#throwback – May 27, 2024
In my little shelter, I hear the steady tapping on the roof—it’s raining! Luckily, the weather radar says it won’t last too long. I’m hungry, so I make the most of having a dry spot with a roof over my head. I fry some eggs and brew two rounds of coffee.
Then my phone rings—right on time. It’s Radical Design, the manufacturer of my Wheelie cart, calling to let me know when the spare parts will arrive. Yesterday I gave them the address of the post office I hope to reach on Wednesday. The package is being shipped via FedEx, but there’s no FedEx location in that town, only a regular post office that also acts as a DHL pickup point. Turns out, Radical tried calling the post office to confirm someone would accept the package, but nobody there speaks English. So then they reached out to the pilgrim association in Vadstena—no luck there either. Finally, they got hold of someone at the local campground. She promised to call the post office and explain in Swedish that they really needed to accept the delivery. I’m impressed by how much effort Radical Design put in to make sure the new frame gets to the right place. They even added stickers on the box with instructions in Swedish. What a service—so much care and heart for their customers. Chapeau!
By 10 a.m., the rain stops, and less than half an hour later the sky is a perfect blue. Since my cart can’t handle rough terrain anymore, I stick to paved roads, which luckily works out fine. Around 11:30, I arrive in Ödeshög, a village with a square featuring a giant sculpture made of spheres. No idea what it’s supposed to mean, but it’s definitely… noticeable. And ugly!
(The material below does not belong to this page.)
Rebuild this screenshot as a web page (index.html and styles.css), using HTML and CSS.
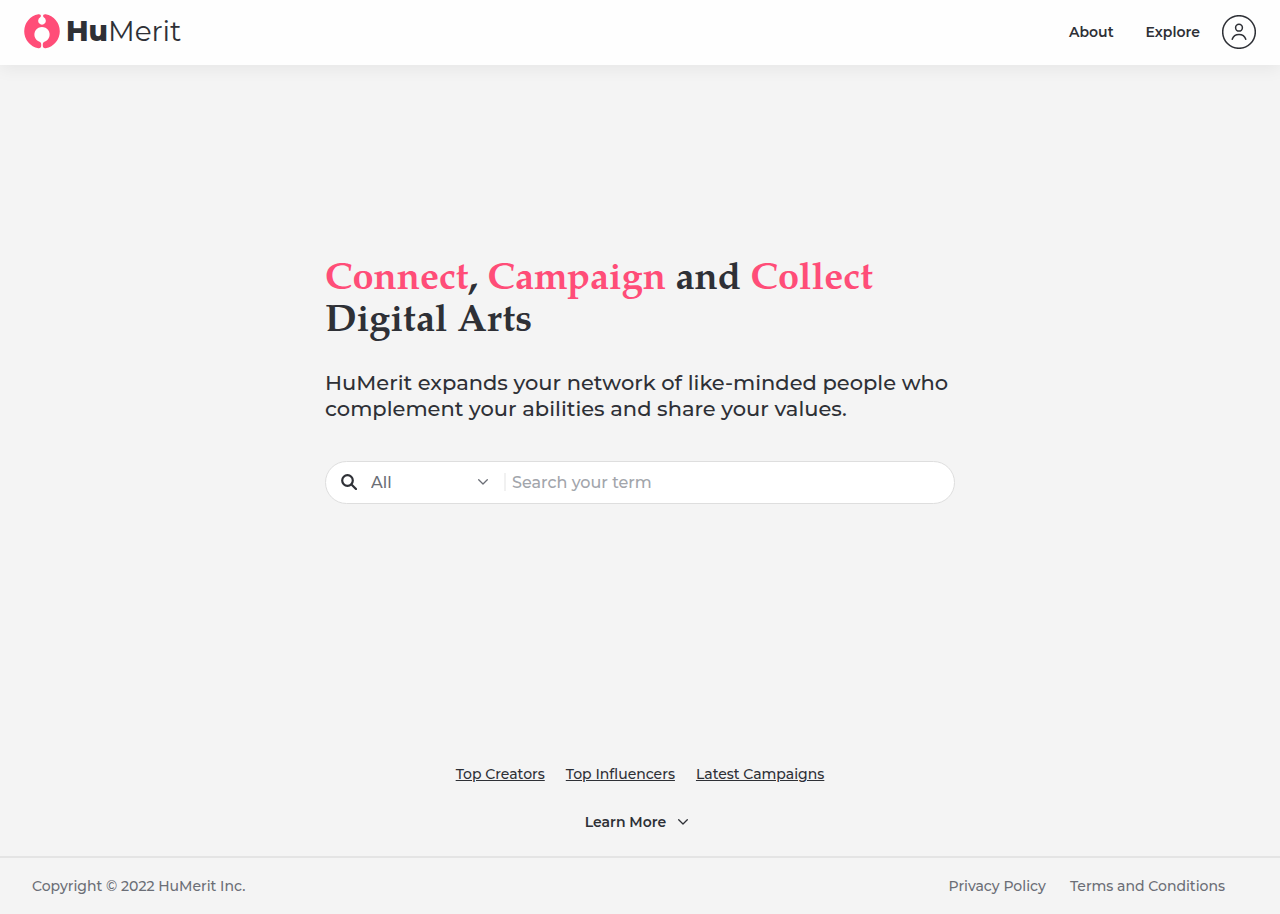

The weather quickly takes a turn—dark clouds roll in, and I can already see rain and lightning in the distance. There’s no way I’ll stay dry today. A grumpy man smoking on the square tells me I look like a horse with my cart. I laugh—well, I’ll take that as a compliment. Noble creature, right?
Just after admiring some Bronze Age rock carvings, the sky suddenly opens up—it’s like someone dumped a whole bucket of water over me. It happens so fast I don’t even have time to put on my rain gear. But then, not even a hundred meters ahead—I spot a big, spacious bus shelter. And that’s where I end up staying for the next three and a half hours. The rain pours down endlessly, but I’m dry, I’ve changed into warm clothes, and I’m perfectly fine. I read a little, snack a bit, text some friends—honestly, I’m having a good time. Nothing and no one could ruin my mood.
Once it clears up, I follow a gorgeous trail along the lake. The landscape here feels completely different again. Such a treat, and the sun is starting to peek through. In Omberg, I find another shelter—this one with a view and a staircase leading down to the water. I try to go for a swim, but the water is freezing—ice cold! There’s a little waterfall flowing in right there, straight from the mountains, completely unheated. I go for a sponge bath instead. That feels brave enough with water like that!
At the stairs I meet Anders Jonsson. We have a fun and pretty long chat—until the mosquitoes get too annoying. We mostly talk about hiking. He’s been wanting to do it for ages but hasn’t quite taken the plunge. He thanks me for the tips and the inspiration. We exchange Instagram handles and will probably stay in touch. Turns out, he’s a Swedish singer—quite a successful one, apparently. The start of a fun new connection.
The shelter comes in handy—I can dry my stuff there and have a backup in case the weather turns bad again. I do sleep in my tent though, because the hut reeks of smoke. But the night stays dry, and I sleep like a log after such a beautiful day.